Depot Signallers
Queensland

Henry Brannigan

Enlistment Date
04/01/1916
Age At Enlistment
22
Rank On Enlistment
Private
Regimental No.
2276
Battalion
41st Battalion, 4th Reinforcement
Fate Date
11/08/1919
Occupation
Farmer
Place of Birth
Belfast, Ireland
Religion
Church of England
Marital Status
Single
Embarkation Details
Embarked from Brisbane, Queensland, on board HMAT A48 Boonahon 21 October 1916

Henry Brannigan was a fruit grower from Lower Tully near Caldwell, who had emigrated from Belfast in 1913. Enlisting in April 1916 and initially sent to the Depot Signal Company at Chermside, he was a member of the “Signallers” soccer team, who played a series of games against a Brisbane select combination across the middle of the year. It is unknown whether he had opportunities to play soccer in the Tully region before the war.

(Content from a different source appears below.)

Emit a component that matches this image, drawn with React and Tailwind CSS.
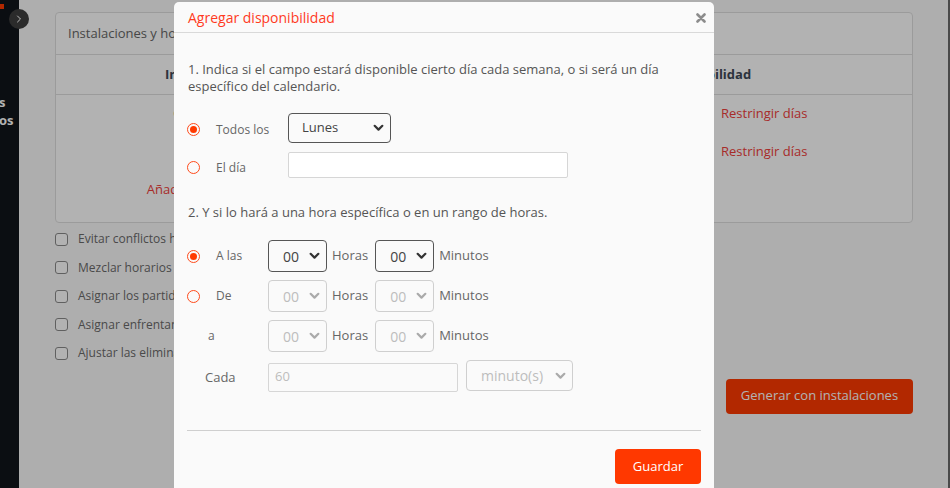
import { ChevronRight } from 'lucide-react';

function Chevron({ className }) {
    return (
        <svg viewBox="0 0 10 7" className={className} fill="none" stroke="currentColor" strokeWidth="2" strokeLinecap="round" strokeLinejoin="round">
            <path d="M1.5 1.5l3.5 3.5 3.5-3.5" />
        </svg>
    );
}

function FakeSelect({ value, width, height, disabled, pl, textSize = 'text-[14px]' }) {
    return (
        <div
            className={`relative flex items-center rounded-[4px] border ${disabled ? 'border-[#cfcfcf] text-[#bdbdbd]' : 'border-[#555] text-[#444]'} ${width} ${height} ${pl} ${textSize}`}
        >
            <span>{value}</span>
            <Chevron className={`absolute right-[6px] top-1/2 -translate-y-1/2 w-[11px] h-[8px] ${disabled ? 'text-[#aaa]' : 'text-[#333]'}`} />
        </div>
    );
}

function Radio({ checked }) {
    return (
        <span className="w-[13px] h-[13px] rounded-full border-[1.5px] border-[#ff4a1a] flex items-center justify-center shrink-0">
            {checked && <span className="w-[7px] h-[7px] rounded-full bg-[#ff3a00]" />}
        </span>
    );
}

function TimeRow({ radio, checked, label, labelClass, disabled }) {
    return (
        <div className="flex items-center h-[32px]">
            <div className="w-[81px] flex items-center">
                {radio ? (
                    <>
                        <Radio checked={checked} />
                        <span className="ml-[16px] text-[12px] text-[#666]">{label}</span>
                    </>
                ) : (
                    <span className={`text-[12px] text-[#666] ${labelClass}`}>{label}</span>
                )}
            </div>
            <FakeSelect value="00" width="w-[59px]" height="h-[32px]" pl="pl-[14px]" disabled={disabled} />
            <span className="ml-[5px] text-[13px] text-[#666]">Horas</span>
            <div className="ml-[7px]">
                <FakeSelect value="00" width="w-[59px]" height="h-[32px]" pl="pl-[14px]" disabled={disabled} />
            </div>
            <span className="ml-[5px] text-[13px] text-[#666]">Minutos</span>
        </div>
    );
}

const checks = [
    'Evitar conflictos horarios entre equipos',
    'Mezclar horarios de las categorías',
    'Asignar los partidos de forma equitativa',
    'Asignar enfrentamientos en la misma instalación',
    'Ajustar las eliminatorias al calendario',
];

export default function App() {
    return (
        <div className="relative w-full h-screen overflow-hidden bg-[#fafafa] font-['Open_Sans',sans-serif]">
            <div className="flex h-full">
                {/* sidebar, collapsed */}
                <div className="w-[19px] shrink-0 bg-[#10151b] relative overflow-hidden">
                    <div className="absolute left-0 top-[4px] w-[4px] h-[5px] bg-[#ff3a00]" />
                    <div className="pt-[93px] text-[13px] font-bold text-white leading-[18px]">
                        <div className="-ml-[1px]">s</div>
                        <div className="-ml-[1px]">os</div>
                    </div>
                </div>

                <div className="flex-1 pl-[36px] pr-[35px] pt-[12px]">
                    <div className="bg-white border border-[#dedede] rounded-[4px]">
                        <div className="h-[42px] px-[12px] flex items-center text-[13px] text-[#666] border-b border-[#dedede]">
                            Instalaciones y horarios
                        </div>
                        <div className="h-[40px] flex items-center text-[13px] font-bold text-[#3f4a58] border-b border-[#dedede]">
                            <div className="w-[290px] text-center">Instalación</div>
                            <div className="w-[145px] text-center">Horarios</div>
                            <div className="flex-1 text-center pl-[6px]">Disponibilidad</div>
                        </div>
                        <div className="pb-[13px] text-[13px]">
                            <div className="h-[38px] flex items-center">
                                <div className="w-[290px] text-center text-[#ff5a1a]">Cancha 1</div>
                                <div className="w-[145px]" />
                                <div className="flex-1 pl-[230px] text-[#f0403c]">Restringir días</div>
                            </div>
                            <div className="h-[38px] flex items-center">
                                <div className="w-[290px]" />
                                <div className="w-[145px]" />
                                <div className="flex-1 pl-[230px] text-[#f0403c]">Restringir días</div>
                            </div>
                            <div className="h-[38px] flex items-center">
                                <div className="w-[290px] text-center text-[#f0403c]">Añadir instalación</div>
                            </div>
                        </div>
                    </div>

                    <div className="mt-[2px]">
                        {checks.map(c => (
                            <div key={c} className="h-[28.5px] flex items-center">
                                <span className="w-[13px] h-[13px] rounded-[3px] border border-[#8a8a8a] bg-white" />
                                <span className="ml-[10px] text-[12px] text-[#6a6a6a]">{c}</span>
                            </div>
                        ))}
                    </div>

                    <div className="flex justify-end mt-[11px]">
                        <button className="w-[187px] h-[35px] rounded-[4px] bg-[#ff3a00] text-white text-[13px]">
                            Generar con instalaciones
                        </button>
                    </div>
                </div>
                <div className="w-[2px] bg-[#6a6a6a]" />
            </div>

            {/* overlay */}
            <div className="absolute inset-0 bg-black/30" />

            <div className="absolute left-[9px] top-[9px] w-[20px] h-[20px] rounded-full bg-[#2b2b2b] flex items-center justify-center">
                <ChevronRight className="w-[12px] h-[12px] text-[#bbb]" strokeWidth={2} />
            </div>

            {/* modal */}
            <div className="absolute left-[174px] top-[2px] w-[540px] h-[520px] bg-[#fafafa] rounded-t-[5px]">
                <div className="h-[31px] pl-[14px] pr-[8px] flex items-center justify-between border-b border-[#d9d9d9]">
                    <span className="text-[14px] text-[#ff3b1f]">Agregar disponibilidad</span>
                    <svg viewBox="0 0 10 10" className="w-[10px] h-[10px] mt-[1px] text-[#8c8c8c]" stroke="currentColor" strokeWidth="2.6" strokeLinecap="round">
                        <path d="M1.5 1.5l7 7M8.5 1.5l-7 7" />
                    </svg>
                </div>

                <div className="px-[13px] pt-[28px]">
                    <p className="pl-[1px] text-[13px] leading-[17px] text-[#555]">
                        1. Indica si el campo estará disponible cierto día cada semana, o si será un día específico del calendario.
                    </p>

                    <div className="mt-[18px] flex items-center h-[30px]">
                        <div className="w-[101px] flex items-center pt-[3px]">
                            <Radio checked />
                            <span className="ml-[16px] text-[12px] text-[#666]">Todos los</span>
                        </div>
                        <FakeSelect value="Lunes" width="w-[103px]" height="h-[30px]" pl="pl-[13px]" textSize="text-[13px]" />
                    </div>
                    <div className="mt-[9px] flex items-center h-[26px]">
                        <div className="w-[101px] flex items-center pt-[5px]">
                            <Radio />
                            <span className="ml-[16px] text-[12px] text-[#666]">El día</span>
                        </div>
                        <div className="w-[280px] h-[26px] bg-white border border-[#d6d6d6] rounded-[2px]" />
                    </div>

                    <p className="mt-[26px] pl-[1px] text-[13px] leading-[17px] text-[#555]">
                        2. Y si lo hará a una hora específica o en un rango de horas.
                    </p>

                    <div className="mt-[19px] flex flex-col gap-[8px]">
                        <TimeRow radio checked label="A las" />
                        <TimeRow radio label="De" disabled />
                        <TimeRow label="a" labelClass="ml-[21px]" disabled />
                        <div className="flex items-center h-[31px]">
                            <div className="w-[81px]">
                                <span className="ml-[18px] text-[13px] text-[#666]">Cada</span>
                            </div>
                            <div className="w-[190px] h-[29px] mt-[3px] border border-[#d6d6d6] rounded-[2px] flex items-center pl-[6px] text-[13px] text-[#bdbdbd]">
                                60
                            </div>
                            <div className="ml-[8px]">
                                <FakeSelect value="minuto(s)" width="w-[107px]" height="h-[31px]" pl="pl-[14px]" disabled />
                            </div>
                        </div>
                    </div>

                    <div className="mt-[39px] border-t border-[#cfcfcf]" />

                    <div className="flex justify-end mt-[18px]">
                        <button className="w-[86px] h-[35px] rounded-[4px] bg-[#ff3800] text-white text-[13px]">
                            Guardar
                        </button>
                    </div>
                </div>
            </div>
        </div>
    );
}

Brannigan left Brisbane in October 1916 and spent 1917 in England undertaking further signalling training. He finally reached France in December 1917 with the 41st Battalion. Illness, though, took hold in March and he was evacuated to England in April. Brannigan did not return to France until a fortnight before armistice. He spent three months of 1919 studying at the British School of Telegraphy before starting back to Australia in August.

After the war, Brannigan returned to Tully. He married Lucy Wilson in 1929, and their son Wilson was born two years later. The family farmed the land until 1958 when they moved to the Brisbane suburb of Paddington and then onto St Lucia. Brannigan died in 1969.